What kind of things do you enjoy doing when you’re not writing?
I find I don’t have much time for hobbies anymore, but when I do take a break from authoring, I like to read, crochet,and put together jigsaw puzzles. Oh, and binge-watch Netflix.
How many books have you written? Do you have a favorite?
I’ve written fifteen books to date. Nine are historical western romances in the Hidden Springs series; one is a light-hearted non-fiction story about my first year as an indie author. I’ve also written a contemporary, erotic drama called Tempted, three contemporary romances in the Celebration series,and a collection of four, seasonally-themed short stories called Seasons of Love.
Truth be told, each story is my favorite as I’m writing it.
Do you have any advice for other writers?
Don’t give up. It’s okay to take a break when you need it,but if you truly have a story in your heart, write it no matter how long it takes.
Also, listen to all the advice you can on how to do things, then find what works best for you and do it that way. The only way for a story to be authentic is to make it 100% yours.
In your opinion, what do you think makes a great story?
Great characters. They need to have personality and true-to-life qualities – good or bad – to give a story a sense of realism. A weak story line can go unnoticed if the characters own the pages.
Which fellow authors inspire you?
Honestly; all authors. I’m in awe of this life we’ve created for ourselves and those who’ve chosen it as a career. Each time I read a book now, I experience it not only as a reader but as an author, as well, and appreciate the amount of work that went into it.
Are you working on anything at the moment?
I’m currently writing a cozy mystery; the first in what I hope will become a series. I also have about a trillion story ideas floating around in my head at any given moment, so there’s no telling what I’ll publish next!
What genre are your books?
Mainly, I write romance – both historical western and contemporary – though I’m branching out into the cozy mystery field. Don’t worry, though; that story has a touch of romance in it, too.
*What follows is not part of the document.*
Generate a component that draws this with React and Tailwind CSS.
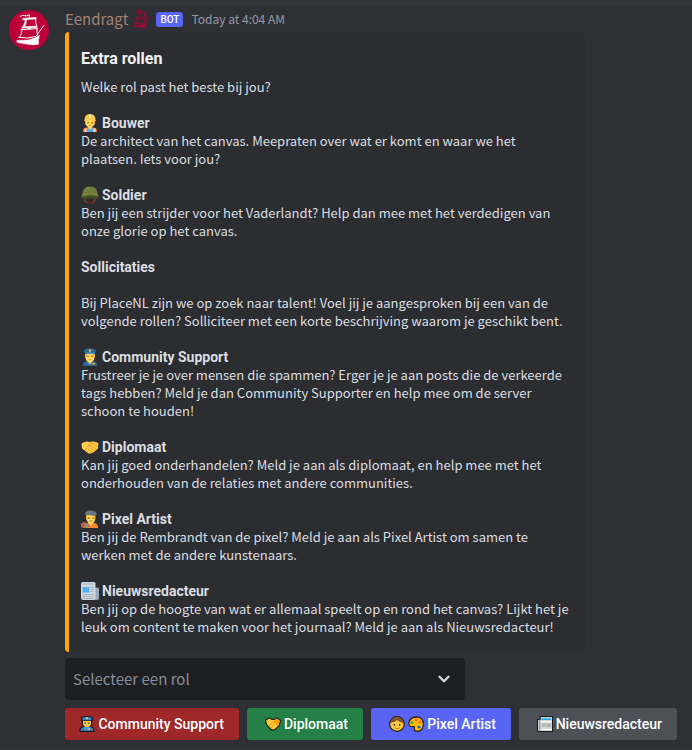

What drew you to the genre you write?
I’ve always had a soft spot for a happily-ever-after. I mean, there’s something sweet about two people overcoming a variety of challenges to end up spending the rest of their life together, don’t you think?
Which Actor/Actress would you like to see portraying the lead characters from one of your books and why?
I always have a tough time answering this question because, to me, my characters are real people and it’s hard to imagine other real people portraying them.
Is writing something you do full time?
I only wish I could devote all of my time to writing, but there are so many other aspects of this business that require my attention on a daily basis. Marketing, promoting, research, editing, cover design, and my podcast take up a good portion of my day. But it’s all worth it to be an author.
What is the hardest thing you’ve found about writing?
Writing. Lol. Seriously, though, thinking of an idea and translating it into a readable, enjoyable story isn’t easy. I think the hardest part for me is when I want to tell it in a particular way, but the words won’t cooperate. It always works out for the best though, when I loosen the reins and let my characters guide me instead of the other way around.
Any tips on how to get through Writer’s block?
If only I had a sure-fire solution to writer’s block – I’d no doubt be a billionaire today. I don’t think that writer’s block manifests itself the same way to everyone; therefore,what works for me may not work for someone else. After years of frustration and, yes,sometimes tears, I’ve learned the best thing to do when my imaginary friends stop speaking to me is to take a break from my manuscript. Sometimes, a day or two is all I need for the words to begin flowing again; occasionally, it takes weeks or even months.
The only good advice I can offer is to find what works for you and do it, and don’t beat yourself up for not writing. Unless beating yourself up helps.
Who are your favorite Authors and genres?
I tend to lean more towards romance – historical, rom-com, suspense; but I also love mysteries and thrillers.
As far as favorites authors go, there are too many to list. Let’s just say that I’m in awe and appreciation of anyone who puts pen to paper – figuratively-speaking – and creates a tangible story from a single idea.
How can Readers discover more about you and your work?:
If you could choose three authors to have dinner with (alive or dead), who would you choose and why?
James Herriot – At an early age, I fell in love with his books; both because of his storytelling and his tales about animals.
PJ Tracy – Love, love, love the Monkeewrench books and would love to pick her brain about how she comes up with her ideas.
Sandra Brown – One of my all-time favorite authors, I’ve been reading her books for as long as I can remember. It’d be an honor to share a pizza with her.
Thank you so much for taking the time out to take part in this interview, Kristine!